Once your own retirement savings are on track, you can think about building for your children. There are several account types worth understanding:

What is a 529 plan and how does it work?

A 529 is a tax-advantaged account designed for education expenses. These are the most common accounts we set up for new parents, but it’s important to understand that the funds are restricted for education expenses.

Contributions grow tax-free, and withdrawals for qualified education costs — tuition, room and board, books — are also tax-free. You can open one at any time, and accounts can be transferred to another child if the first doesn't need it.

The biggest concern some parents had in the past with opening a 529 account is the risk of saving in the account, only to have the child not end up going to college (or getting a full ride scholarship). Recent federal law changes curtail those concerns, and now allow up to $35,000 in unused 529 funds to be rolled into a Roth IRA for the child.

What is an UTMA account and what are the Tradeoffs?

An UTMA is a custodial investment account you manage on behalf of your child until they reach the age of majority (typically 21 in Minnesota). Unlike a 529, there are no restrictions on what the money can be used for — it's a general-purpose investment account.

The tradeoff is once your child reaches the age of majority, the money is legally theirs to do with as they choose. So we often open accounts like this for children, but caution parents against putting too much money into them. Most parents don’t want their 21-year old to receive tens of thousands of dollars with no strings attached. UTMAs can impact financial aid eligibility more than 529s do, so they're worth weighing carefully. It’s also important to keep in mind that a child who has more than $2,700 of unearned income (think dividends, capital gains, etc.) will get penalized by being taxed at their parents tax rate.

What are Trump Accounts and Should you use one?

As of 2025, Congress has introduced legislation to create federally seeded savings accounts for children born between 2025 and 2028, with an initial $1,000 contribution from the federal government. Because these accounts are so new and details are still being finalized, I’ve helped a handful of clients open these accounts, but we have yet to see how they behave. These accounts are designed to function like a hybrid between a Traditional IRA and a Roth IRA — tax-advantaged investment accounts that children could eventually access for purposes like education, a home purchase, or retirement. At this time, we’re encouraging any parent who has a child born in 2025-2028 to sign up for the account to receive the grant money from the Federal Government, but saving any of the parents money in an account like this is low priority (put funds in 529 or UTMA before this).
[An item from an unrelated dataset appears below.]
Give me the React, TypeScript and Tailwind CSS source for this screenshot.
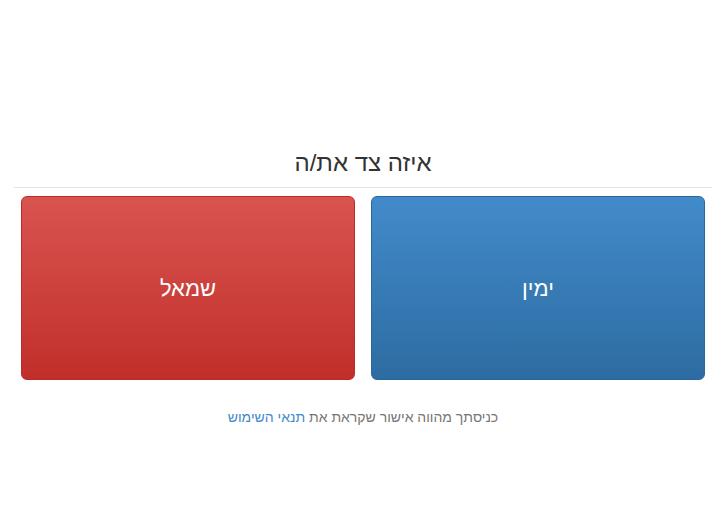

How do you Set up an Automatic Savings Plan after a Baby?

The best savings plan is one that runs without requiring a monthly decision. Most new parents I work with have significantly less money in their budget for savings than they did before the child arrived. Even still, it’s important to reset a savings plan after the baby arrives, and again after daycare starts. Even if the amount available in the budget is a low number, it’s important to get in the habit of automating that saving to keep the habit.

A useful framework for new parents: automate 1% more than feels comfortable. Not so much that it strains your budget, but enough that you're growing your savings over time without having to actively decide to do so.

How should new Parents Prioritize their Finances?

While prioritizing expenses is always an important thing to do, it becomes more acute after having a child starts to pinch the budget even more. In his book I Will Teach you to Be Rich, Ramit Sethi outlines this concept perfectly when he says to "Spend extravagantly on the things you love, and cut costs mercilessly on the things you don't." In his words, if continuing to take family vacations is important to you, then find other places to cut. If driving around a nice family SUV is more important, then it may mean sacrificing the family trips, for example.

It’s important to keep eating your financial vegetables throughout everything. Maintain retirement contributions (especially if your employer matches) and maintain your emergency fund. Second, get your insurance and legal documents in place — life insurance and a will are non-negotiable when you have a child depending on you. And finally, open a 529 and start contributing even small amounts. It could make sense to explore additional vehicles like UTMAs or Trump accounts as your capacity grows.

You don't have to do all of this at once. The goal is a clear order of operations so you're making intentional decisions rather than defaulting to inaction.



How Much should you Save for your Kids Versus Yourself?

There's no universally right answer to how much to save for your kids versus yourself, or how aggressively to build a college fund versus pay down debt. What matters most is that you're making active, informed choices rather than letting the decisions make themselves. Every dollar you direct with intention is a dollar working for your family's future.